* MATERIAL FOR THIS EXERCISE
- - - - - - -

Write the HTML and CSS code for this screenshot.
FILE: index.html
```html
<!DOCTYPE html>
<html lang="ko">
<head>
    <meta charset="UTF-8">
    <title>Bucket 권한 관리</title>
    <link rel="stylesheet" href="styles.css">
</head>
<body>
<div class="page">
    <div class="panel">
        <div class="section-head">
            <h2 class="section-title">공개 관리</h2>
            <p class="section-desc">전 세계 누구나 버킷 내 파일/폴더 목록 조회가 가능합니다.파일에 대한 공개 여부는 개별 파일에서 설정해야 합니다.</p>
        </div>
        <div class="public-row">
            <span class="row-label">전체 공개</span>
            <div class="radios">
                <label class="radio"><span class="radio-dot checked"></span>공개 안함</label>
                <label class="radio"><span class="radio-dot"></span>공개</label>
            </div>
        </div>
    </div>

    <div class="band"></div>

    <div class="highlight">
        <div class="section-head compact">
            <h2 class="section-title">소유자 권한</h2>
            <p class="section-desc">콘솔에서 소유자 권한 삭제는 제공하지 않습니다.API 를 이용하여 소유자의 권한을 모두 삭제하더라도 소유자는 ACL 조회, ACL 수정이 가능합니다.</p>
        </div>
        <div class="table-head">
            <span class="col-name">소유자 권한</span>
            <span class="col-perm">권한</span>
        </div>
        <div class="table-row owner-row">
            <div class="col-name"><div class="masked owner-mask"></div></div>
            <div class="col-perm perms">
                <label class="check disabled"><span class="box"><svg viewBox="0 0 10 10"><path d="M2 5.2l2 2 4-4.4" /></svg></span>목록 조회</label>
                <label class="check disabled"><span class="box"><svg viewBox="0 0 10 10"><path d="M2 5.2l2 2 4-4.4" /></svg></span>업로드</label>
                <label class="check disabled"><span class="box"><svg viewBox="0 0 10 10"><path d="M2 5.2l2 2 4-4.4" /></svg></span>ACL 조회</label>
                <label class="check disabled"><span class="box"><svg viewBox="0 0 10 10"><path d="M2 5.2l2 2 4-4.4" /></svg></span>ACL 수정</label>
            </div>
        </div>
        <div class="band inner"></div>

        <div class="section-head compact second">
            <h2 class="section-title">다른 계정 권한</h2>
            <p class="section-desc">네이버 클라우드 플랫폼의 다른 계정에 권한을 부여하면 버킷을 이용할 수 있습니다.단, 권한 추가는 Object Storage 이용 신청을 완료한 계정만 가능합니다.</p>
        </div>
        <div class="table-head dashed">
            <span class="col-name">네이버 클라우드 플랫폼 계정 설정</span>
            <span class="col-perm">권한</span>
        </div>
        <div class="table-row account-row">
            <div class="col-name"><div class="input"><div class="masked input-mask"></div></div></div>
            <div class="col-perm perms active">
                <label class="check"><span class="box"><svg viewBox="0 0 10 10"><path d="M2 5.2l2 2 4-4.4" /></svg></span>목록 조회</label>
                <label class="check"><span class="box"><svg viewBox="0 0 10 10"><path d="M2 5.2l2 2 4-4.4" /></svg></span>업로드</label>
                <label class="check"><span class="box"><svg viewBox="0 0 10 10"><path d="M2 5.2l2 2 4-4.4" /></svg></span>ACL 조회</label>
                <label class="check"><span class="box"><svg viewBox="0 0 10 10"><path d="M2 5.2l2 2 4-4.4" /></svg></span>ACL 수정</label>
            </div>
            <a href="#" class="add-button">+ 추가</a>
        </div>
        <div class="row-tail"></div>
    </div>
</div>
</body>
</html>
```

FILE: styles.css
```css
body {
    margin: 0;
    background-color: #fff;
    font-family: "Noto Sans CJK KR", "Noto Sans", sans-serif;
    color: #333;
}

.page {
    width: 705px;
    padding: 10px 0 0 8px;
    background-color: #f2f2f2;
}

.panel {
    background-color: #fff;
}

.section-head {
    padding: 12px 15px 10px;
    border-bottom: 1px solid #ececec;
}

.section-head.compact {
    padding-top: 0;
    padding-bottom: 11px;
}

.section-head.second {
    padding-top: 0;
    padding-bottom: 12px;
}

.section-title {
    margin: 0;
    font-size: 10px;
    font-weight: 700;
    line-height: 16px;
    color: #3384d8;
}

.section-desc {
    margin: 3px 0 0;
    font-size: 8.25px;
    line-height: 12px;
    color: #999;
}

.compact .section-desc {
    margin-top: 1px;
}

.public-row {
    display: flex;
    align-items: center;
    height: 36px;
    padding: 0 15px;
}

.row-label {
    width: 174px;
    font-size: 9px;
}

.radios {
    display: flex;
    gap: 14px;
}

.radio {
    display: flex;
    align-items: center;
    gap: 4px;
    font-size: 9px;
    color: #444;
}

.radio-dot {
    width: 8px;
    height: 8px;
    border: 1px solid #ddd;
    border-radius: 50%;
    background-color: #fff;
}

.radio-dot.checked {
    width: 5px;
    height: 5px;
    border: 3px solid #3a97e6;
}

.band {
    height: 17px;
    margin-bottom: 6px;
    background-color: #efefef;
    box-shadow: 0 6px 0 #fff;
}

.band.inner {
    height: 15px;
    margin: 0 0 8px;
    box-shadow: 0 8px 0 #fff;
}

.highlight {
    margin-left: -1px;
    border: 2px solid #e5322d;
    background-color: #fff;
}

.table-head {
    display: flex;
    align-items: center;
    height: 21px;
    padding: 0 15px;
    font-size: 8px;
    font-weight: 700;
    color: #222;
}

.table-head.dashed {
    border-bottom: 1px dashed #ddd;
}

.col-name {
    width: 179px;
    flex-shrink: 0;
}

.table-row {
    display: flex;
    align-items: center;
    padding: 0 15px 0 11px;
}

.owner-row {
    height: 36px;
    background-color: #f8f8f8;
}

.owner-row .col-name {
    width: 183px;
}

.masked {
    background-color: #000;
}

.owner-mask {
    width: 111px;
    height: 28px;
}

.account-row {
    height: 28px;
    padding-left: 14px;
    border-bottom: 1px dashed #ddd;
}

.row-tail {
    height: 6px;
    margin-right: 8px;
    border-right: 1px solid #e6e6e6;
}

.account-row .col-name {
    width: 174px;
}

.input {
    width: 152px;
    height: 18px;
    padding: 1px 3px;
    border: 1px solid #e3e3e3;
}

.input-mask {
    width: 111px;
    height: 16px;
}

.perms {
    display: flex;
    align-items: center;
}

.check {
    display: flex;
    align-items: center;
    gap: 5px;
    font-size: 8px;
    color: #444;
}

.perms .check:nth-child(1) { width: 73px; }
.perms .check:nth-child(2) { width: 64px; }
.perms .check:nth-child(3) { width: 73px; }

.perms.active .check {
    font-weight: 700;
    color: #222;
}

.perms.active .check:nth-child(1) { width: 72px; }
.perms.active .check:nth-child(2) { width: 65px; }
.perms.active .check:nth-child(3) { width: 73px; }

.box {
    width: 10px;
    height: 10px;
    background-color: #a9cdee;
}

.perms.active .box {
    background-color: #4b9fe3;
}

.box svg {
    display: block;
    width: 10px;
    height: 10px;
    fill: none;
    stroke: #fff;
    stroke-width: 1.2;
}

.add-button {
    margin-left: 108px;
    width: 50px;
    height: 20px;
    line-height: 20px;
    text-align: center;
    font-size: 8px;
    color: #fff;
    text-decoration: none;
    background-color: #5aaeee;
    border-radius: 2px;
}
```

- - - - - - -

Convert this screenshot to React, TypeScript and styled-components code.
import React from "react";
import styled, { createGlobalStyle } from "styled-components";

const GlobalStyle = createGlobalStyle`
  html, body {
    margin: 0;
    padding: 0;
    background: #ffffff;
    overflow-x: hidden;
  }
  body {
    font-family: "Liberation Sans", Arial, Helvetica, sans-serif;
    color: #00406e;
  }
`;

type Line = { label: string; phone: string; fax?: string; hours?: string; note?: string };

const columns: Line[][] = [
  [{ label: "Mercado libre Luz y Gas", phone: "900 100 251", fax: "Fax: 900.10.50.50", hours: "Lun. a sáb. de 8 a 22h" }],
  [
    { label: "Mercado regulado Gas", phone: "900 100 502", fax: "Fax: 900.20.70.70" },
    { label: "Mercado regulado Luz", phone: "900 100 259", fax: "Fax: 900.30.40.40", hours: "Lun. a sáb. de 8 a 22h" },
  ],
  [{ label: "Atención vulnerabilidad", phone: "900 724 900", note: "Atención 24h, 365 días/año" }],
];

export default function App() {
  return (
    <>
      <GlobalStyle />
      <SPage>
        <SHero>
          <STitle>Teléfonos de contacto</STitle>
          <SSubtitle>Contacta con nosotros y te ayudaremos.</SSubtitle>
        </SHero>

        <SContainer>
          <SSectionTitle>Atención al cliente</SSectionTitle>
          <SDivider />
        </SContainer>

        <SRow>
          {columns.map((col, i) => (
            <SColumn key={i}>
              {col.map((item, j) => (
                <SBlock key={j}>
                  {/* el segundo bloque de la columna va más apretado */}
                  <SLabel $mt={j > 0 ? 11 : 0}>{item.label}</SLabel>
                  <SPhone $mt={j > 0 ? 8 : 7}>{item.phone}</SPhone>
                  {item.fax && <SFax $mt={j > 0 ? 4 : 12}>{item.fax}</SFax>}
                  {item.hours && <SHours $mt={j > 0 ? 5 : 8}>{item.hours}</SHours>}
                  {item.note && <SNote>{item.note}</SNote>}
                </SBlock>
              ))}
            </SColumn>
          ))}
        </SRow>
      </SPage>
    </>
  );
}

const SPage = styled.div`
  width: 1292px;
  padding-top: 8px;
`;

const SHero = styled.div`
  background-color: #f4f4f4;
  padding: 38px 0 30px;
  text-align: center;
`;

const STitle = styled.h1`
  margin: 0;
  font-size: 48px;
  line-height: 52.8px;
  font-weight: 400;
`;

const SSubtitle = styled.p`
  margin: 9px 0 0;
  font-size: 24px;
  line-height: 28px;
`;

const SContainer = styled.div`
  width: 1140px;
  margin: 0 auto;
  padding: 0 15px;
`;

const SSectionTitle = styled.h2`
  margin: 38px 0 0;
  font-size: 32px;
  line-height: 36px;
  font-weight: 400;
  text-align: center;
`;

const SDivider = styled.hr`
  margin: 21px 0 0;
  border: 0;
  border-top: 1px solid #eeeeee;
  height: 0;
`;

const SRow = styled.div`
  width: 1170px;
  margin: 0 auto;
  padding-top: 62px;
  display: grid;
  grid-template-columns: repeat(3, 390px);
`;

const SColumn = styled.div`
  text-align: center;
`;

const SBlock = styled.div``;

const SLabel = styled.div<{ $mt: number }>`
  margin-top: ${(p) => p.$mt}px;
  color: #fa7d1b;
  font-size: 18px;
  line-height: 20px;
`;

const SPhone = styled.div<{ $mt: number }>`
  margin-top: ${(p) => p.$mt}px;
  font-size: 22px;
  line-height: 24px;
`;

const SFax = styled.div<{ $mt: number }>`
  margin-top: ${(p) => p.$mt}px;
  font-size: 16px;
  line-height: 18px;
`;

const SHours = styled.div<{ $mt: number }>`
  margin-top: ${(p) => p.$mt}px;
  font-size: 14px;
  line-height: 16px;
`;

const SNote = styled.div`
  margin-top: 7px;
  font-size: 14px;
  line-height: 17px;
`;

- - - - - - -

* SHORT EXERCISE
Return exactly the lines above from the line that has "Convert this screenshot" through the line that has "</SContainer>", inclusive, and nothing else.

* SOLUTION TO THIS TASK
Convert this screenshot to React, TypeScript and styled-components code.
import React from "react";
import styled, { createGlobalStyle } from "styled-components";

const GlobalStyle = createGlobalStyle`
  html, body {
    margin: 0;
    padding: 0;
    background: #ffffff;
    overflow-x: hidden;
  }
  body {
    font-family: "Liberation Sans", Arial, Helvetica, sans-serif;
    color: #00406e;
  }
`;

type Line = { label: string; phone: string; fax?: string; hours?: string; note?: string };

const columns: Line[][] = [
  [{ label: "Mercado libre Luz y Gas", phone: "900 100 251", fax: "Fax: 900.10.50.50", hours: "Lun. a sáb. de 8 a 22h" }],
  [
    { label: "Mercado regulado Gas", phone: "900 100 502", fax: "Fax: 900.20.70.70" },
    { label: "Mercado regulado Luz", phone: "900 100 259", fax: "Fax: 900.30.40.40", hours: "Lun. a sáb. de 8 a 22h" },
  ],
  [{ label: "Atención vulnerabilidad", phone: "900 724 900", note: "Atención 24h, 365 días/año" }],
];

export default function App() {
  return (
    <>
      <GlobalStyle />
      <SPage>
        <SHero>
          <STitle>Teléfonos de contacto</STitle>
          <SSubtitle>Contacta con nosotros y te ayudaremos.</SSubtitle>
        </SHero>

        <SContainer>
          <SSectionTitle>Atención al cliente</SSectionTitle>
          <SDivider />
        </SContainer>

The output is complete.